STORED ROWS »
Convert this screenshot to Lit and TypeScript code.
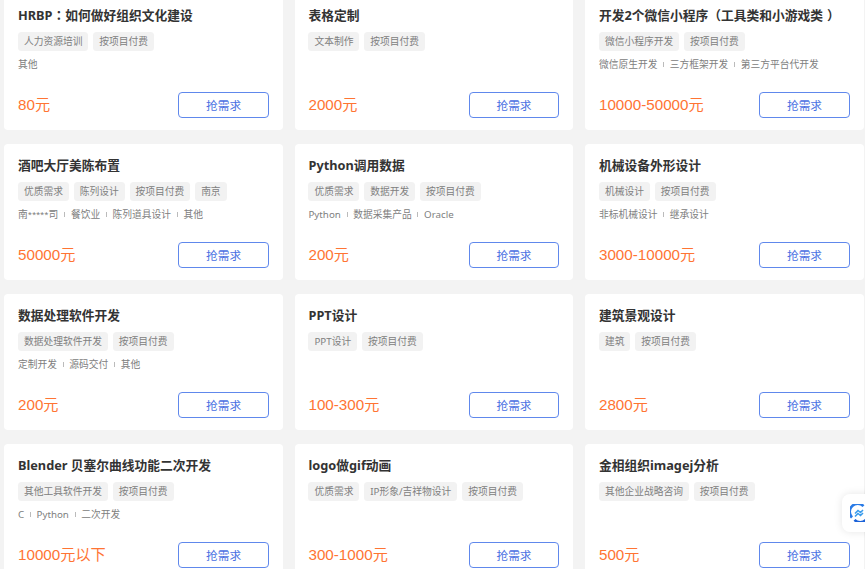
import { LitElement, html, css } from "lit";
import { customElement } from "lit/decorators.js";

interface Item { title: string; tags: string[]; info: string[]; price: string; }

const items: Item[] = [
  { title: "HRBP：如何做好组织文化建设", tags: ["人力资源培训", "按项目付费"], info: ["其他"], price: "80元" },
  { title: "表格定制", tags: ["文本制作", "按项目付费"], info: [], price: "2000元" },
  { title: "开发2个微信小程序（工具类和小游戏类）", tags: ["微信小程序开发", "按项目付费"], info: ["微信原生开发", "三方框架开发", "第三方平台代开发"], price: "10000-50000元" },
  { title: "酒吧大厅美陈布置", tags: ["优质需求", "陈列设计", "按项目付费", "南京"], info: ["南*****司", "餐饮业", "陈列道具设计", "其他"], price: "50000元" },
  { title: "Python调用数据", tags: ["优质需求", "数据开发", "按项目付费"], info: ["Python", "数据采集产品", "Oracle"], price: "200元" },
  { title: "机械设备外形设计", tags: ["机械设计", "按项目付费"], info: ["非标机械设计", "继承设计"], price: "3000-10000元" },
  { title: "数据处理软件开发", tags: ["数据处理软件开发", "按项目付费"], info: ["定制开发", "源码交付", "其他"], price: "200元" },
  { title: "PPT设计", tags: ["PPT设计", "按项目付费"], info: [], price: "100-300元" },
  { title: "建筑景观设计", tags: ["建筑", "按项目付费"], info: [], price: "2800元" },
  { title: "Blender 贝塞尔曲线功能二次开发", tags: ["其他工具软件开发", "按项目付费"], info: ["C", "Python", "二次开发"], price: "10000元以下" },
  { title: "logo做gif动画", tags: ["优质需求", "IP形象/吉祥物设计", "按项目付费"], info: [], price: "300-1000元" },
  { title: "金相组织imagej分析", tags: ["其他企业战略咨询", "按项目付费"], info: [], price: "500元" },
];

@customElement("app-root")
export class AppRoot extends LitElement {
  static styles = css`
    :host {
      display: block;
      position: relative;
      height: 569px;
      overflow: hidden;
      background: #f3f3f3;
      font-family: "Noto Sans", "Noto Sans CJK SC", sans-serif;
    }
    .grid {
      display: grid;
      grid-template-columns: repeat(3, 278.6px);
      grid-auto-rows: 136px;
      column-gap: 11.9px;
      row-gap: 14px;
      margin: -6px 0 0 4.3px;
    }
    .card {
      display: flex;
      flex-direction: column;
      box-sizing: border-box;
      padding: 11px 14px 12px 13.7px;
      background: #fff;
      border-radius: 4px;
    }
    .title {
      height: 20px;
      line-height: 20px;
      font-size: 12.75px;
      font-weight: 700;
      color: #333;
      white-space: nowrap;
    }
    .colon {
      font-family: "Noto Sans CJK TC", sans-serif;
    }
    .close {
      display: inline-block;
      transform: translateX(4px);
    }
    .tags {
      display: flex;
      gap: 4.8px;
      margin-top: 7px;
    }
    .tag {
      height: 19px;
      line-height: 19px;
      padding: 0 6px;
      background: #f2f2f2;
      border-radius: 3.5px;
      font-size: 9.75px;
      color: #808080;
      white-space: nowrap;
    }
    .info {
      display: flex;
      align-items: center;
      gap: 5.7px;
      height: 16px;
      margin-top: 5.4px;
      font-size: 9.75px;
      color: #808080;
      white-space: nowrap;
    }
    .mask {
      font-family: "Liberation Sans", "Noto Sans CJK SC", sans-serif;
      letter-spacing: 0.3px;
    }
    .sep {
      width: 1px;
      height: 5px;
      background: #bbb;
    }
    .bottom {
      display: flex;
      align-items: center;
      justify-content: space-between;
      margin-top: auto;
    }
    .price {
      font-family: "Liberation Sans", "Noto Sans CJK SC", sans-serif;
      font-size: 15.2px;
      color: #ff7433;
      margin-bottom: 4px;
    }
    .btn {
      box-sizing: border-box;
      width: 90.7px;
      height: 25.6px;
      padding-top: 1px;
      line-height: 23px;
      border: 1.2px solid #6088ec;
      border-radius: 4px;
      background: #fff;
      text-align: center;
      font-size: 11.7px;
      color: #4a70e2;
    }
    .float {
      position: absolute;
      left: 842px;
      top: 494px;
      width: 40px;
      height: 38px;
      display: flex;
      align-items: center;
      padding-left: 8px;
      box-sizing: border-box;
      background: #fff;
      border-radius: 8px;
      box-shadow: 0 0 8px rgba(0, 0, 0, 0.1);
    }
    .float svg {
      width: 18px;
      height: 18px;
      flex: none;
    }
  `;

  private titleParts(t: string) {
    return t.split(/([：）])/).map((p) => {
      if (p === "：") return html`<span class="colon">${p}</span>`;
      if (p === "）") return html`<span class="close">${p}</span>`;
      return p;
    });
  }

  private card(it: Item) {
    return html`<div class="card">
      <div class="title">${this.titleParts(it.title)}</div>
      <div class="tags">${it.tags.map((t) => html`<span class="tag">${t}</span>`)}</div>
      <div class="info">
        ${it.info.map(
          (t, i) =>
            html`${i > 0 ? html`<span class="sep"></span>` : ""}<span class=${t.includes("*") ? "mask" : ""}>${t}</span>`
        )}
      </div>
      <div class="bottom">
        <span class="price">${it.price}</span>
        <div class="btn">抢需求</div>
      </div>
    </div>`;
  }

  render() {
    return html`<div class="grid">${items.map((it) => this.card(it))}</div>
      <div class="float">
        <svg viewBox="0 0 18 18" fill="none">
          <path d="M2 13.5A8 8 0 0 1 13.5 2.2" stroke="#2a7be6" stroke-width="2.6" />
          <path d="M16 4.5A8 8 0 0 1 4.5 15.8" stroke="#1b62d8" stroke-width="2.6" />
          <path d="M5 9.5l3-3 2.5 2 2.5-2.5M5 12.5l3-3 2.5 2 2.5-2.5" stroke="#3a9cec" stroke-width="1.6" />
        </svg>
      </div>`;
  }
}
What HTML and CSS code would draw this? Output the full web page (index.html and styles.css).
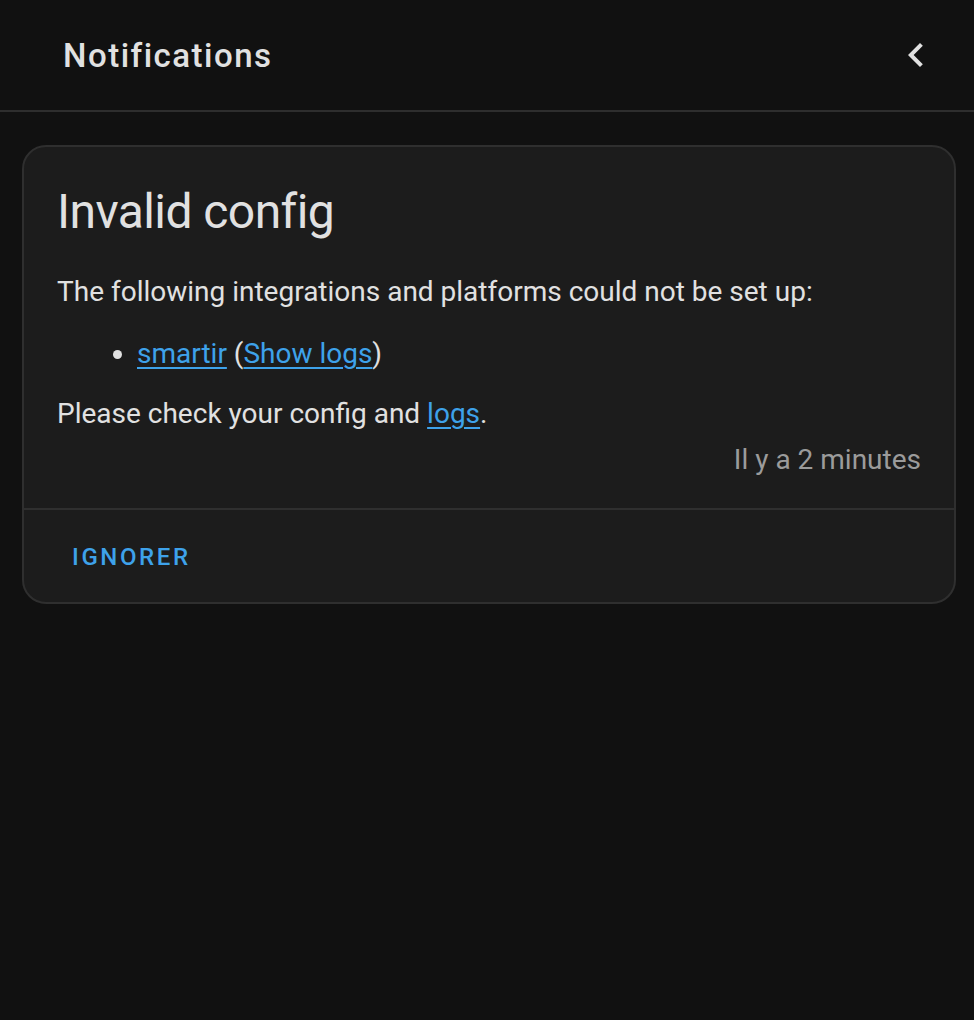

TASK DESCRIPTION » Copy every line above word for word and exclude the pictures.

OUTPUT OF THE TASK »
Convert this screenshot to Lit and TypeScript code.
import { LitElement, html, css } from "lit";
import { customElement } from "lit/decorators.js";

interface Item { title: string; tags: string[]; info: string[]; price: string; }

const items: Item[] = [
  { title: "HRBP：如何做好组织文化建设", tags: ["人力资源培训", "按项目付费"], info: ["其他"], price: "80元" },
  { title: "表格定制", tags: ["文本制作", "按项目付费"], info: [], price: "2000元" },
  { title: "开发2个微信小程序（工具类和小游戏类）", tags: ["微信小程序开发", "按项目付费"], info: ["微信原生开发", "三方框架开发", "第三方平台代开发"], price: "10000-50000元" },
  { title: "酒吧大厅美陈布置", tags: ["优质需求", "陈列设计", "按项目付费", "南京"], info: ["南*****司", "餐饮业", "陈列道具设计", "其他"], price: "50000元" },
  { title: "Python调用数据", tags: ["优质需求", "数据开发", "按项目付费"], info: ["Python", "数据采集产品", "Oracle"], price: "200元" },
  { title: "机械设备外形设计", tags: ["机械设计", "按项目付费"], info: ["非标机械设计", "继承设计"], price: "3000-10000元" },
  { title: "数据处理软件开发", tags: ["数据处理软件开发", "按项目付费"], info: ["定制开发", "源码交付", "其他"], price: "200元" },
  { title: "PPT设计", tags: ["PPT设计", "按项目付费"], info: [], price: "100-300元" },
  { title: "建筑景观设计", tags: ["建筑", "按项目付费"], info: [], price: "2800元" },
  { title: "Blender 贝塞尔曲线功能二次开发", tags: ["其他工具软件开发", "按项目付费"], info: ["C", "Python", "二次开发"], price: "10000元以下" },
  { title: "logo做gif动画", tags: ["优质需求", "IP形象/吉祥物设计", "按项目付费"], info: [], price: "300-1000元" },
  { title: "金相组织imagej分析", tags: ["其他企业战略咨询", "按项目付费"], info: [], price: "500元" },
];

@customElement("app-root")
export class AppRoot extends LitElement {
  static styles = css`
    :host {
      display: block;
      position: relative;
      height: 569px;
      overflow: hidden;
      background: #f3f3f3;
      font-family: "Noto Sans", "Noto Sans CJK SC", sans-serif;
    }
    .grid {
      display: grid;
      grid-template-columns: repeat(3, 278.6px);
      grid-auto-rows: 136px;
      column-gap: 11.9px;
      row-gap: 14px;
      margin: -6px 0 0 4.3px;
    }
    .card {
      display: flex;
      flex-direction: column;
      box-sizing: border-box;
      padding: 11px 14px 12px 13.7px;
      background: #fff;
      border-radius: 4px;
    }
    .title {
      height: 20px;
      line-height: 20px;
      font-size: 12.75px;
      font-weight: 700;
      color: #333;
      white-space: nowrap;
    }
    .colon {
      font-family: "Noto Sans CJK TC", sans-serif;
    }
    .close {
      display: inline-block;
      transform: translateX(4px);
    }
    .tags {
      display: flex;
      gap: 4.8px;
      margin-top: 7px;
    }
    .tag {
      height: 19px;
      line-height: 19px;
      padding: 0 6px;
      background: #f2f2f2;
      border-radius: 3.5px;
      font-size: 9.75px;
      color: #808080;
      white-space: nowrap;
    }
    .info {
      display: flex;
      align-items: center;
      gap: 5.7px;
      height: 16px;
      margin-top: 5.4px;
      font-size: 9.75px;
      color: #808080;
      white-space: nowrap;
    }
    .mask {
      font-family: "Liberation Sans", "Noto Sans CJK SC", sans-serif;
      letter-spacing: 0.3px;
    }
    .sep {
      width: 1px;
      height: 5px;
      background: #bbb;
    }
    .bottom {
      display: flex;
      align-items: center;
      justify-content: space-between;
      margin-top: auto;
    }
    .price {
      font-family: "Liberation Sans", "Noto Sans CJK SC", sans-serif;
      font-size: 15.2px;
      color: #ff7433;
      margin-bottom: 4px;
    }
    .btn {
      box-sizing: border-box;
      width: 90.7px;
      height: 25.6px;
      padding-top: 1px;
      line-height: 23px;
      border: 1.2px solid #6088ec;
      border-radius: 4px;
      background: #fff;
      text-align: center;
      font-size: 11.7px;
      color: #4a70e2;
    }
    .float {
      position: absolute;
      left: 842px;
      top: 494px;
      width: 40px;
      height: 38px;
      display: flex;
      align-items: center;
      padding-left: 8px;
      box-sizing: border-box;
      background: #fff;
      border-radius: 8px;
      box-shadow: 0 0 8px rgba(0, 0, 0, 0.1);
    }
    .float svg {
      width: 18px;
      height: 18px;
      flex: none;
    }
  `;

  private titleParts(t: string) {
    return t.split(/([：）])/).map((p) => {
      if (p === "：") return html`<span class="colon">${p}</span>`;
      if (p === "）") return html`<span class="close">${p}</span>`;
      return p;
    });
  }

  private card(it: Item) {
    return html`<div class="card">
      <div class="title">${this.titleParts(it.title)}</div>
      <div class="tags">${it.tags.map((t) => html`<span class="tag">${t}</span>`)}</div>
      <div class="info">
        ${it.info.map(
          (t, i) =>
            html`${i > 0 ? html`<span class="sep"></span>` : ""}<span class=${t.includes("*") ? "mask" : ""}>${t}</span>`
        )}
      </div>
      <div class="bottom">
        <span class="price">${it.price}</span>
        <div class="btn">抢需求</div>
      </div>
    </div>`;
  }

  render() {
    return html`<div class="grid">${items.map((it) => this.card(it))}</div>
      <div class="float">
        <svg viewBox="0 0 18 18" fill="none">
          <path d="M2 13.5A8 8 0 0 1 13.5 2.2" stroke="#2a7be6" stroke-width="2.6" />
          <path d="M16 4.5A8 8 0 0 1 4.5 15.8" stroke="#1b62d8" stroke-width="2.6" />
          <path d="M5 9.5l3-3 2.5 2 2.5-2.5M5 12.5l3-3 2.5 2 2.5-2.5" stroke="#3a9cec" stroke-width="1.6" />
        </svg>
      </div>`;
  }
}
What HTML and CSS code would draw this? Output the full web page (index.html and styles.css).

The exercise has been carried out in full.